At work today I was investigating a bug where the system shuts down in random code when you quit. There was no information as to why it crashed, and it crashed past the point where the debugger could catch it.
After a day of binary searching and logging, I found the culprit. The API provides a very slow asynchronous function. If you stop the relevant library before the function completes, it causes the shutdown crash noted above. It also causes the library to fail to reload after you shut it down. I actually was waiting for the asynchronous function, but my code to prevent blocking forever wasn’t waiting long enough:
DoAsynchFunction();
while (IsCompleted() && ElapsedTime() < 500)
Block();
This is like the 3rd time I’ve run into similar issues with this API. These kinds of design flaws (originally with DirectPlay) are what inspired me to write RakNet – a library that exposes functionality at the level users care about, rather than at the level the computer cares about.
Lessons that could be learned here
- Libraries need to clean up after themselves. If an asynchronous function is still processing, memory is still allocated, a dialog is visible, or whatever, just clean it up. It’s not acceptable to just crash instead, especially not at some random pointer later on.
- If an asynch function is going to take a longer than one would expect for what it does, it needs to be documented and the timeout controllable.
- If a library fails to load or reload, the error code needs to be specific and indicate how to solve the problem. This is about the 5th time with this API that I’ve gotten error messages such as “BUSY” or “INVALID STATE”
- If a function or library is going to fail, it should fail consistently. Failing half the time depending on irrelevant factors such as calls to other functions makes it very difficult to find the root of the problem.
- Functions should take care of their own dependencies when possible.
Examples of what RakNet does
- If you call Shutdown() at the same time you have an asynchronous send, disconnect, or connect pending, RakNet will block for the amount of time you specify, and then shut down, cleaning up these asynchronous functions for you. If you call CloseConnection(), you have the option to leave the connection open until pending messages are sent, and can also cancel at any time. RakNet has a specific test that calls every function at random for as long as you want, and it will run without crashing.
- Every asynch function in RakNet is fast – connecting takes on average 4 X your ping, disconnection takes from no time to 2 X your ping. The time to disconnect on no data sent is controllable, and you can cancel every asynch function.
- Most RakNet functions that can fail never do so in practice. This because RakNet will take care of dependencies for you, because it follows the principle that even if it’s 10X harder for RakNet to take care of than the user, it’s still worthwhile. Functions that can fail return specific codes – for example if you call an RPC with the wrong number of parameters, it will return this exact error, as well as the function called that caused this error.

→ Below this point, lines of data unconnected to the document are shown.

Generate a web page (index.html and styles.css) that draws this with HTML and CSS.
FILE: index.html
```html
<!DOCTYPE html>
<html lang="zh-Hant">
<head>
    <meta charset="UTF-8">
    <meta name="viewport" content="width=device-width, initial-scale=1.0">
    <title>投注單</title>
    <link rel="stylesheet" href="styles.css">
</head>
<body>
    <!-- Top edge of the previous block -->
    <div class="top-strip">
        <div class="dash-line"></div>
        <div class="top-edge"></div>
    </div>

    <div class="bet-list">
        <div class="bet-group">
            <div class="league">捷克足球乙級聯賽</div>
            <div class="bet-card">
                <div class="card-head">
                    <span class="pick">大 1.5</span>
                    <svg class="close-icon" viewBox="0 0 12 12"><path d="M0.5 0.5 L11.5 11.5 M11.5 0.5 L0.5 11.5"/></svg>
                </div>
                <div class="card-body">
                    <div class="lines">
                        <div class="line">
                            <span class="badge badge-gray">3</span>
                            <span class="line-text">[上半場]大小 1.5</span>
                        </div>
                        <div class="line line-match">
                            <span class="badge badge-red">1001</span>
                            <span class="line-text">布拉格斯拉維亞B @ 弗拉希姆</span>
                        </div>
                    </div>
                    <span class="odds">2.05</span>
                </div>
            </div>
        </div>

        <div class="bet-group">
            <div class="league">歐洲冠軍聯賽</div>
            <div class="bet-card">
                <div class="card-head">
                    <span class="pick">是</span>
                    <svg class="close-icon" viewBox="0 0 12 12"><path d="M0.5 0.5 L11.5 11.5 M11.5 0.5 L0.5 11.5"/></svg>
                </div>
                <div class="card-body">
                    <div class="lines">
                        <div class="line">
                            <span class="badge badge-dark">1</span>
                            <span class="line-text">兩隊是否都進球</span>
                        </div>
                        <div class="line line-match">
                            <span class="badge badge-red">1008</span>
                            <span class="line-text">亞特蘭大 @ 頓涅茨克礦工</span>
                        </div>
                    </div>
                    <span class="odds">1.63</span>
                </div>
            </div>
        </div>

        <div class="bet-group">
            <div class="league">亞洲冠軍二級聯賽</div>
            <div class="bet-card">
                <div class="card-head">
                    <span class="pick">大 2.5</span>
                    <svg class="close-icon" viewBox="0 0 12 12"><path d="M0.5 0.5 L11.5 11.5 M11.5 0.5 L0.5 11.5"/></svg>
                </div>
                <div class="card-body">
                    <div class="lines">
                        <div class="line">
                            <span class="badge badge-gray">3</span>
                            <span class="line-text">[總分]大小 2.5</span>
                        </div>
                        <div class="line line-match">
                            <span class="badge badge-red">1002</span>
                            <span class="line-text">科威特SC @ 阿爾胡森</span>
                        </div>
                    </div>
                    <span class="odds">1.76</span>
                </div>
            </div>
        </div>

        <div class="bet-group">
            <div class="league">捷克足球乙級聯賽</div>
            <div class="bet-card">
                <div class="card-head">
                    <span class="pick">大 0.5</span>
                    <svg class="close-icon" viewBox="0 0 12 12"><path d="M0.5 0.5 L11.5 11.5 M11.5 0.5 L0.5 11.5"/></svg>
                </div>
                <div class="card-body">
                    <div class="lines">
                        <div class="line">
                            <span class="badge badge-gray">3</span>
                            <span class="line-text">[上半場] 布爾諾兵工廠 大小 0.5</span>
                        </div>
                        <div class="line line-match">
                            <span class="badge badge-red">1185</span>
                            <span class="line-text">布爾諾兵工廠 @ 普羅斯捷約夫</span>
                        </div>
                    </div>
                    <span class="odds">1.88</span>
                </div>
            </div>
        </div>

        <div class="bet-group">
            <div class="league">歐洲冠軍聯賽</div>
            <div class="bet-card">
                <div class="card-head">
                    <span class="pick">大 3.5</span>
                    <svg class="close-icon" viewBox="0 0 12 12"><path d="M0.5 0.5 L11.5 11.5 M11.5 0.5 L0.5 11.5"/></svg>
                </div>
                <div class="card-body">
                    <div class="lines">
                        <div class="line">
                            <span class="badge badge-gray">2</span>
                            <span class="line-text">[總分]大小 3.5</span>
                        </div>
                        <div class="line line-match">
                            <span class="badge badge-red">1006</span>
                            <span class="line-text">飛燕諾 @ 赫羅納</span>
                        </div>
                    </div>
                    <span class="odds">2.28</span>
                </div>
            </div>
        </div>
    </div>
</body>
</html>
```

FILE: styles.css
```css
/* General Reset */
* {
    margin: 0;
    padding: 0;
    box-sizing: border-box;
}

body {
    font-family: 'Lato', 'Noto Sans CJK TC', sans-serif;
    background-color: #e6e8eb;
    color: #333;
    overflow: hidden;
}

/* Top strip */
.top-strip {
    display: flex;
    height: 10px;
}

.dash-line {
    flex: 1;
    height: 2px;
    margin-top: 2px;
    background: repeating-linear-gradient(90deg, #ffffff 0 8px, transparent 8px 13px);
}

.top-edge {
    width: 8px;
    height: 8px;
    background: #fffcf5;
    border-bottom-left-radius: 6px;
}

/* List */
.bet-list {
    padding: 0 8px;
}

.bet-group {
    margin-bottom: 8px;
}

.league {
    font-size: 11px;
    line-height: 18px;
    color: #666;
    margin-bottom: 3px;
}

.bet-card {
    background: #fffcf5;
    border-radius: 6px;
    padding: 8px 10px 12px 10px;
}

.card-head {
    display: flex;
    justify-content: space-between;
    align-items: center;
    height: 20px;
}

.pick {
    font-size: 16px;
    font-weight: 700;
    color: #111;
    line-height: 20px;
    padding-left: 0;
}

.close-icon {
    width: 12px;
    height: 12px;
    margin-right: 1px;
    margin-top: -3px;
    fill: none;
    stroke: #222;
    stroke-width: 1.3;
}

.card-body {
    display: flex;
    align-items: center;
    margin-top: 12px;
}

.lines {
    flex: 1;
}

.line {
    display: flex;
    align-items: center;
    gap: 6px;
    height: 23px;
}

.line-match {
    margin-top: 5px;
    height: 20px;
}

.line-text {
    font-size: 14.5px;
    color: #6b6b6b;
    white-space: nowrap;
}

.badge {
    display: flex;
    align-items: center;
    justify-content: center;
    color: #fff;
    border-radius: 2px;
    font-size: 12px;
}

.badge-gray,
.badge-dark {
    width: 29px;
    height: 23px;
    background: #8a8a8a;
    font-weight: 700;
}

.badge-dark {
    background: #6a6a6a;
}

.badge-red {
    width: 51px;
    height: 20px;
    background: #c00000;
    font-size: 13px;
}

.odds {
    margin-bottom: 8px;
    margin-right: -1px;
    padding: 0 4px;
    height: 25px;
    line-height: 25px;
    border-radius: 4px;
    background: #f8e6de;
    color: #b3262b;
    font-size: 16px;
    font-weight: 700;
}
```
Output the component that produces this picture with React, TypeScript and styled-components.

- All RakNet functions that can fail do so consistently. RakNet does not make state assumptions about preconditions, which if untrue, cause inconsistent behavior
- If you call Connect() to a system you are already connected to, it will take over the existing connection. If you call it at the same time as the other system, both will complete. If the other system starts up later than your system, it will still complete. RakNet does everything it can to honor your request.
RakNet isn’t perfect and it would be easy to pick holes in cases where it doesn’t do these things. But I think the principle stands. It’s worthwhile for an API author to spend a week implementing a feature that would take the user 5 minutes to work around. The API author only has to spend the week once, but several hundred users may have to spend 5 minutes each.